A Few Reasons to Stop Writing on Student Work
Each summer I teach several courses related to literacy instruction. I often begin by asking the teachers participating in the course to think of times when they felt successful as readers or writers, and times when they felt unsuccessful. Without fail, every time I’ve had this conversation, a large number of teachers say that they vividly remember the negative experience of seeing a teacher’s writing all over something they had worked hard on.
Chances are, you have had this experience as well. For some of you, you thrived as a result of a teacher’s marking on your paper. For others, you were devastated. And for yet others, you didn’t notice if your papers had marking on them or not.
Even if you were somebody who enjoyed your teachers’ written comments or corrections on your papers, there are some solid reasons to consider not writing on your students’ work.

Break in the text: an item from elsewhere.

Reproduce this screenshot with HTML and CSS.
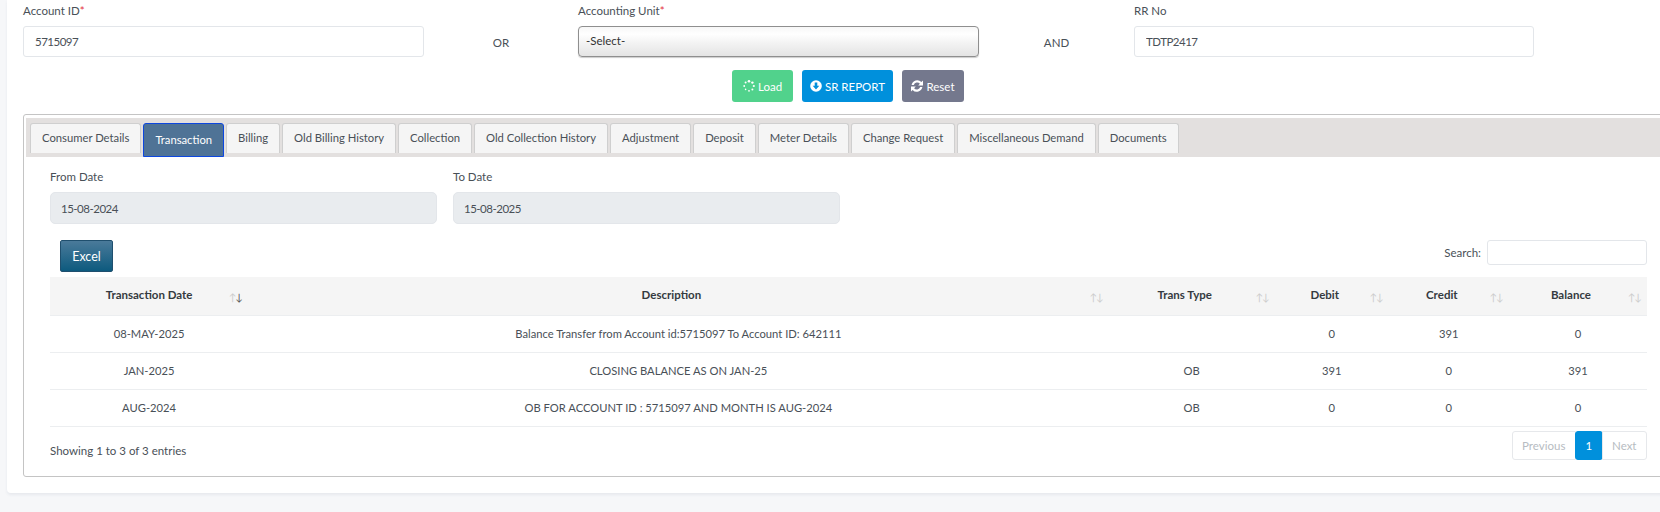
FILE: index.html
```html
<!DOCTYPE html>
<html lang="en">
<head>
<meta charset="utf-8">
<title>Transaction</title>
<link rel="stylesheet" href="styles.css">
</head>
<body>
<main class="card">
  <section class="search-row">
    <div class="field"><label class="lbl">Account ID<span class="req">*</span></label><input class="ctl" value="5715097"></div>
    <div class="conn">OR</div>
    <div class="field"><label class="lbl">Accounting Unit<span class="req">*</span></label><div class="select">-Select-</div></div>
    <div class="conn">AND</div>
    <div class="field"><label class="lbl">RR No</label><input class="ctl" value="TDTP2417"></div>
  </section>
  <div class="actions">
    <button class="btn green">
      <svg class="ic" viewBox="0 0 12 12"><g fill="#fff"><circle cx="6" cy="1.3" r="1.3"/><circle cx="9.4" cy="2.6" r="1.2"/><circle cx="10.8" cy="6" r="1.1"/><circle cx="9.4" cy="9.4" r="1"/><circle cx="6" cy="10.8" r=".9"/><circle cx="2.6" cy="9.4" r=".8"/><circle cx="1.2" cy="6" r=".9"/><circle cx="2.6" cy="2.6" r="1"/></g></svg>Load</button>
    <button class="btn blue">
      <svg class="ic" viewBox="0 0 12 12"><circle cx="6" cy="6" r="5.8" fill="#fff"/><path d="M4.7 2.4h2.6v3.3h2L6 9.6 2.7 5.7h2z" fill="#0090dc"/></svg>SR REPORT</button>
    <button class="btn grey">
      <svg class="ic" viewBox="0 0 12 12"><path d="M12 .6v4.8H7.2l1.7-1.7A3.6 3.6 0 0 0 2.8 5H.6a5.7 5.7 0 0 1 9.8-2.9z" fill="#fff"/><path d="M0 11.4V6.6h4.8L3.1 8.3A3.6 3.6 0 0 0 9.2 7h2.2a5.7 5.7 0 0 1-9.8 2.9z" fill="#fff"/></svg>Reset</button>
  </div>
  <section class="panel">
    <nav class="tabs">
      <a class="tab">Consumer Details</a><a class="tab active">Transaction</a><a class="tab">Billing</a><a class="tab">Old Billing History</a><a class="tab">Collection</a><a class="tab">Old Collection History</a><a class="tab">Adjustment</a><a class="tab">Deposit</a><a class="tab">Meter Details</a><a class="tab">Change Request</a><a class="tab">Miscellaneous Demand</a><a class="tab">Documents</a>
    </nav>
    <div class="tab-body">
      <div class="dates">
        <div class="field"><label class="lbl">From Date</label><input class="ctl ro" value="15-08-2024" readonly></div>
        <div class="field"><label class="lbl">To Date</label><input class="ctl ro" value="15-08-2025" readonly></div>
      </div>
      <div class="tools">
        <button class="excel">Excel</button>
        <label class="search">Search:<input class="search-in"></label>
      </div>
      <table class="grid">
        <colgroup><col class="c1"><col class="c2"><col class="c3"><col class="c4"><col class="c5"><col class="c6"></colgroup>
        <thead><tr>
          <th class="first">Transaction Date<span class="sort"><span class="on-none">↑</span><span class="on">↓</span></span></th>
          <th>Description<span class="sort">↑↓</span></th>
          <th>Trans Type<span class="sort">↑↓</span></th>
          <th>Debit<span class="sort">↑↓</span></th>
          <th>Credit<span class="sort">↑↓</span></th>
          <th>Balance<span class="sort">↑↓</span></th>
        </tr></thead>
        <tbody>
          <tr><td>08-MAY-2025</td><td>Balance Transfer from Account id:5715097 To Account ID: 642111</td><td></td><td>0</td><td>391</td><td>0</td></tr>
          <tr><td>JAN-2025</td><td>CLOSING BALANCE AS ON JAN-25</td><td>OB</td><td>391</td><td>0</td><td>391</td></tr>
          <tr><td>AUG-2024</td><td>OB FOR ACCOUNT ID : 5715097 AND MONTH IS AUG-2024</td><td>OB</td><td>0</td><td>0</td><td>0</td></tr>
        </tbody>
      </table>
      <div class="foot">
        <div class="info">Showing 1 to 3 of 3 entries</div>
        <div class="pager"><a class="pg">Previous</a><a class="pg cur">1</a><a class="pg">Next</a></div>
      </div>
    </div>
  </section>
</main>
</body>
</html>
```
FILE: styles.css
```css
* { box-sizing: border-box; }
html, body { margin: 0; height: 100%; overflow: hidden; }
body {
  background: #f6f7f9;
  font-family: "Lato", "Noto Sans", sans-serif;
  font-size: 11.5px;
  color: #495057;
}
.card {
  margin-left: 7px;
  width: 1700px;
  height: 493px;
  padding: 0 0 0 16px;
  background: #fff;
  border-radius: 0 0 0 4px;
  box-shadow: 0 2px 3px rgba(60, 80, 110, .08);
}
.search-row {
  display: grid;
  grid-template-columns: 401px 154px 401px 155px 400px;
  align-items: start;
}
.lbl { display: block; height: 26px; padding-top: 3px; line-height: 16px; color: #495057; }
.req { color: #e5343d; }
.ctl {
  display: block;
  width: 100%;
  height: 31px;
  padding: 0 11px;
  border: 1px solid #e3e6ea;
  border-radius: 3px;
  background: #fff;
  font: inherit;
  letter-spacing: -.5px;
  color: #495057;
}
.ro { background: #e9ecef; height: 32px; border-radius: 5px; padding: 0 10px; }
.conn { padding-top: 35px; text-align: center; line-height: 16px; color: #495057; }
.select {
  height: 31px;
  padding: 0 7px;
  line-height: 27px;
  border: 1px solid #8f8f8f;
  border-radius: 4px;
  background: linear-gradient(#f7f7f7 0, #fff 25%, #f3f3f3 55%, #e4e4e4 100%);
  box-shadow: 0 1px 1px rgba(0,0,0,.2);
  color: #333;
}
.actions { display: flex; gap: 9px; margin: 13px 0 0 709px; height: 32px; }
.btn {
  display: inline-flex;
  align-items: center;
  justify-content: center;
  gap: 3px;
  height: 32px;
  padding: 0;
  border: 0;
  border-radius: 3px;
  color: #fff;
  font: inherit;
  white-space: nowrap;
}
.ic { width: 12px; height: 12px; flex: none; }
.green { background: #51d28c; width: 61px; }
.blue { background: #0090dc; width: 91px; }
.grey { background: #74788d; width: 62px; }
.panel {
  margin-top: 12px;
  height: 363px;
  border: 1px solid #c4c4c4;
  border-radius: 3px 0 0 3px;
  padding: 3px 0 0 2px;
}
.tabs {
  display: flex;
  gap: 2px;
  height: 39px;
  padding: 5px 0 0 4px;
  background: #e3e0df;
  align-items: flex-start;
}
.tab {
  height: 30px;
  padding: 0 11px;
  line-height: 28px;
  background: #f5f5f5;
  border: 1px solid #cfcfcf;
  border-bottom: 0;
  border-radius: 3px 3px 0 0;
  font-size: 11.25px;
  color: #495057;
}
.tab.active { background: #4f7396; color: #fff; border: 1px solid #0d47e0; height: 34px; line-height: 31px; }
.tab-body { padding: 9px 0 0 24px; width: 1621px; }
.dates { display: flex; gap: 16px; }
.dates .field { width: 387px; }
.tools { display: flex; justify-content: space-between; margin-top: 16px; height: 33px; }
.excel {
  margin-left: 10px;
  width: 53px;
  height: 32px;
  border: 1px solid #1f4f6e;
  border-radius: 2px;
  background: linear-gradient(#4a7a9a, #0d5a7e);
  color: #fff;
  font: inherit;
  font-size: 12.5px;
}
.search { display: flex; align-items: center; gap: 6px; height: 25px; color: #495057; }
.search-in { width: 160px; height: 25px; border: 1px solid #e3e6ea; border-radius: 3px; }
.grid { width: 100%; border-collapse: collapse; table-layout: fixed; margin-top: 4px; }
.c1 { width: 198px; }
.c2 { width: 860px; }
.c3 { width: 166px; }
.c4 { width: 114px; }
.c5 { width: 120px; }
.c6 { width: 138px; }
.grid th {
  position: relative;
  height: 38px;
  padding: 0 14px 3px 0;
  background: #f5f5f5;
  border-bottom: 1px solid #eceef0;
  font-weight: 700;
  text-align: center;
  color: #343a40;
}
.grid th.first { padding-right: 0; }
.grid td {
  height: 37px;
  padding: 0;
  border-bottom: 1px solid #eceef0;
  font-size: 11.2px;
  text-align: center;
  color: #495057;
}
.sort { position: absolute; right: 6px; top: 14px; font-size: 10px; font-weight: 400; color: #ccc; letter-spacing: -1px; }
.on { color: #555; }
.on-none { color: #ccc; }
.foot { display: flex; justify-content: space-between; align-items: flex-start; padding-top: 4px; }
.info { padding-top: 13px; color: #495057; }
.pager { display: flex; }
.pg {
  height: 29px;
  padding: 0 9.5px;
  line-height: 27px;
  border: 1px solid #e6e8eb;
  margin-left: -1px;
  color: #b7bcc2;
}
.pg:first-child { border-radius: 3px 0 0 3px; }
.pg:last-child { border-radius: 0 3px 3px 0; }
.cur { background: #0090dc; border-color: #0090dc; color: #fff; border-radius: 3px; }
```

Reason #1: Research on Independence and Transfer
When speaking about independence and transfer, researcher and expert teacher Grant Wiggins used to use an analogy of soccer drills versus actual soccer games. He often used the example of how when he was a soccer coach, for the longest time the hard work his players did during drills wasn’t transferring to the actual game. He realized that his players needed more practice with the real thing, so he started including more scrimmages and matches as part of their practice–and they got better.
Imagine a soccer coach who pulls a player out and then steps into the game themselves to score the winning goal. Yes, the players may see a fine example of how to score a goal–but how will that transfer to the next game?
When an adult steps in to write on a student’s paper for them, the example that students then see may be correct, but how will they reproduce a similar result the next time the same situation or problem arises again?
How will students learn to write independently do it if they don’t practice it–independently?
Reason #2: Classroom Time & Resource Management
Early on in my career I taught first grade. Back then, it was common practice for my colleagues and I to take home all the writing our kids had produced during the week, and make little notes on every single story over the weekend. These were first graders, so the most we would write was a simple sentence–with the idea that they would then be able to read what we wrote (by the way – they couldn’t, so many of the notes went unseen). I kept this up, despite the obvious problems, because it was expected. I didn’t want to be the only teacher who wasn’t writing notes.
Back then, work that went on display in the hallway, especially, needed to have my corrections on it. I felt I hadn’t been doing my job if student work was too messy or misspelled. Again, back then, my job as a writing teacher was very different – making sure my students’ work had capitals at the beginning, and end punctuation at the end of every sentence was top priority. Whether students had done this work on their own, or I had done it for them didn’t seem to matter much.
When I changed schools and started teaching fifth grade, I figured I’d do the same thing. Very quickly I realized that this was a huge mistake. I had thirty fifth graders–and they wrote a lot. After a few months of attempting to read and comment on every single notebook entry and draft I gave up. It was simply too much.
I switched to attempting to read and comment on every student’s notebook and drafts on a rotating basis. It was still too much! Plus, nobody was reading the comments. By the time they got their work back, those entries and drafts were ancient history. Not only that, because it felt like drudgery to face into those stacks on the weekends, a lot of my comments were canned, saying the same things to different kids again and again. I told myself they would never notice — but I’m sure they did.
I was spending far too much time trying to get a written comment onto every kid’s piece of work–and not enough time actually communicating with kids about their work in an effective way.
Reason #3: Research on Effective Feedback
Decades of researchers have told us time and time again that feedback is one of our most powerful tools as teachers. Effective feedback is a very large part of effective teaching.
One-one conferring with students can be a highly effective way to deliver meaningful, transferable feedback. Here’s a clip from John Hattie’s site, Visible Learning. If you are unfamiliar with Hattie’s work, what you need to know is that his team of researchers has combed through approximately 1200 meta-studies (in other words about 50,000 individual studies) to extract what factors have the most meaningful effect on learning. Feedback has an effect size of .70, meaning it has a high impact on learning.
Conferring – having a conversation – with students is far more effective in terms of management, time, resources, and much more sustainable – and enjoyable. In larger classes with older students, I sometime “confer” via the chat function of whatever platform we’re using, or a I run a more structured schedule of formal conferences, but in general, the writing workshop provides more than enough time for me to touch base with each student at least once a week – often far more frequently.
Modeling or writing a dictation on separate paper is another option, rather than simply marking or writing on a student’s paper for them. The simple switch from writing on the student’s paper, to modeling on a separate piece of paper changes everything. The modeling becomes an example that the student can then emulate – or transfer- into their own writing. Instead of doing work for the student, the teacher is providing an example to follow, and then stepping back to allow the student to give it a try–even if they make a mistake while doing it.
A good soccer coach knows and trusts the players will learn from experience–so does a great writing teacher. Setting yourself free from marking on every piece of writing, and finding alternatives to marking on student’s work will help you turn things over to students, and begin a new chapter in your teaching.